Le maire a reconnu avoir signé le décret d'attribution

En plus de cette action, les manifestants, avec à leur tête le conseiller Emmanuel Koama, ont marché hier 19 août. Une marche au cours de laquelle ils ont remis un message au préfet de la localité dans lequel ils demandent une enquête judiciaire pour situer les responsabilités sur l'attribution de ce terrain. « Cette marche ne m'inquiète pas », a rétorqué le maire Thomas Baguemzanré qui ajoute que c'est bien que Emmanuel Koama demande une enquête judiciaire parce qu'elle permettra, en effet, de savoir que le terrain n'a pas été arbitrairement attribué à son fils.

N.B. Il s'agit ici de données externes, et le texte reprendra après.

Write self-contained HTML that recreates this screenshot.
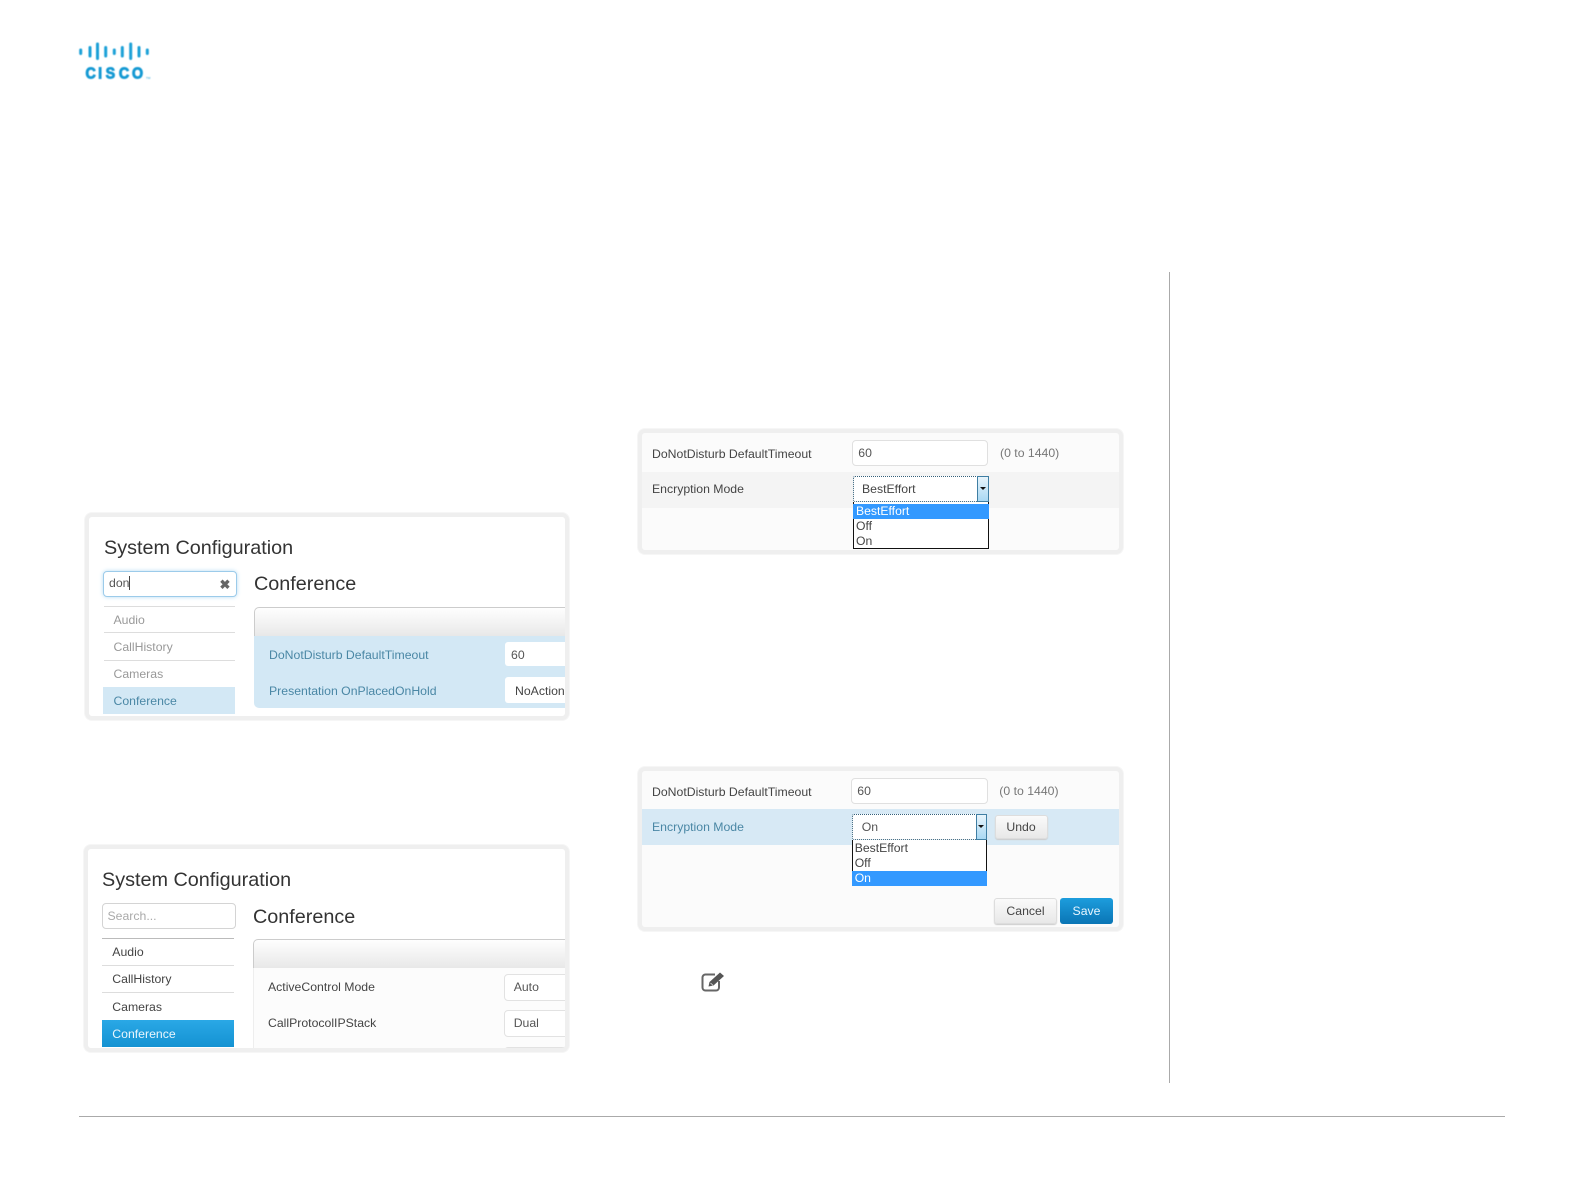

Il reconnait avoir signé le décret d'attribution du terrain mais de façon légale. « Mon fils a suivi la voie normale. Il est venu me dire qu'il voulait un terrain pour faire de l'agriculture en 2008. Et je lui ai dit d'aller voir les propriétaires terriens. Comme je venais nouvellement d'arriver à la tête de la commune, j'ai demandé à un ancien de la mairie la procédure à suivre. Il m'a appris qu'il faut d'abord l'accord des propriétaires et ensuite un procès-verbal à palabre signé par les propriétaires. Quand j'ai expliqué cela à mon fils, il est venu une année après pour me dire qu'il a eu l'accord des propriétaires terriens. Et j'ai transmis le dossier au service des domaines qui m'ont, deux années après, transmis une enveloppe dans laquelle se trouvait une lettre me demandant, si je ne trouvais pas d'objection, de signer. Et comme je n'avais aucune objection, j'ai signé. Voilà comment s'est déroulée l'affaire », a expliqué le maire. Il fait, par la suite, savoir que le vieux Bangré Ouédraogo a été monté et instrumentalisé par Emmanuel Koama pour qu'il agisse contre lui. « C'est le chef qui est derrière tout ça. Comme j'ai donné mon avis défavorable pour la construction de son usine, il veut user de tous les moyens pour me nuire », a dit le maire Baguemzanré. « Sinon, comment pouvez comprendre qu'Emmanuel Koama qui n'est même pas un conseiller de Masséré soit à la tête des manifestants ? », se questionne le maire. A propos des 3 000 F CFA, il fera savoir qu'à sa connaissance, son fils n'a payé quoi que ce soit. Que c'est sûrement une somme qu'il a donnée au vieux pour qu'il paie du cola. Il affirme que si le vieux dit qu'il veut aujourd'hui son terrain, il dira à son fils de le lui rétrocéder.